Sejarah G30S: 6 Jenderal yang Diculik Tidak Disiksa, Ini Kesaksian Dokter yang Mengotopsi

- Minggu, 27 September 2020 | 07:51 WIB
Kiri: Poster film Pengkhianatan G30S/PKI; kanan: Dokter Liauw Yan Siang (dokumen Alfred D Ticoalu)
Kiri: Poster film Pengkhianatan G30S/PKI; kanan: Dokter Liauw Yan Siang (dokumen Alfred D Ticoalu)

Gerakan 30 September 1965 atau lebih dikenal dengan singkatan G30S/PKI sudah berlalu 55 tahun yang lalu, namun hingga sekarang, memori akan peristiwa itu masih terus dimunculkan.

Tidak dipungkiri, bayangan paling dominan yang ada di benak masyarakat pada umumnya ketika mengingat G30S/PKI adalah betapa kejamnya orang-orang PKI pada masa itu.

Namun, benarkah demikan? 

Baca juga: Sejarah G30S: Amerika Serikat Dalang Kenapa PKI dan Komunisme Dicap Buruk di Indonesia

Banyak literatur, baik berupa catatan sejarah maupun kesaksian orang yang hidup pada masa itu, yang menyebut film produksi era Orde Baru itu merupakan penyesatan sejarah dan bentuk propaganda yang sengaja diciptakan oleh Soeharto untuk melegitimasi pembantaian terhadap simpatisan Partai Komunis Indonesia (PKI) dan orang-orang beraliran kiri, yang notabene adalah musuh politiknya pada masa itu.

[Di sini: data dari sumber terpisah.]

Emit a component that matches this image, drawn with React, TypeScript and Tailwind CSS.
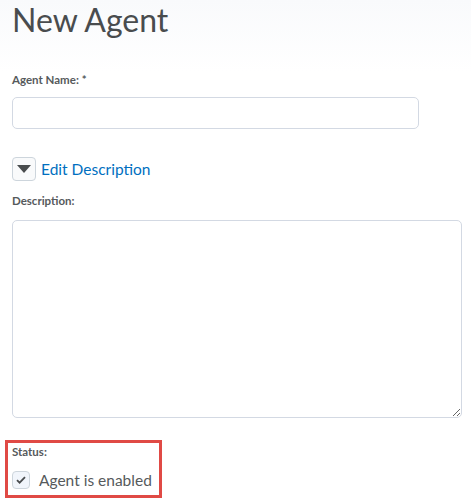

Sejumlah dugaan penyesatan sejarah yang terdapat dalam film itu, antara lain adalah soal penyiksaan 6 jenderal yang diculik. 

Dokter Liauw Yan Siang, dokter yang mengotopsi keenam jenazah jenderal yang kata Soeharto disiksa, menyatakan bahwa sesuai hasil visum et repertum, keenam jasad yang ia periksa tidak mengalami penyiksaan.

Dokter Liauw adalah satu-satunya dokter yang memeriksa mayat jenderal korban penculikan pada malam 30 September 1965, kecuali jenazah ajudan Jenderal A.H Nasution, yakni Kapten Anumerta Pierre Tendean, yang diperiksa oleh Dokter Lim Joe Thay.

"Iya. Kecuali yang Tendean itu bukan saya yang kerjakan [tertawa]. (yang kerjakan) Dr Lim," kata Dokter Liauw Yan Siang, ketika diwawancarai oleh Alfred D Ticoalu di Amerika Serikat tahun 2000 silam.

-
Salinan hasil visum et repertum jenderal yang mati pada Gerakan 30 September 1965 (dokumen Alfred Ticoalu)

Dokter Liauw Yan Siang sendiri hanya memegang salinan hasil visum itu. Ia tidak memegang yang asli. Namun, ia yakin bahwa itu memang hasil visum yang dilakukannya.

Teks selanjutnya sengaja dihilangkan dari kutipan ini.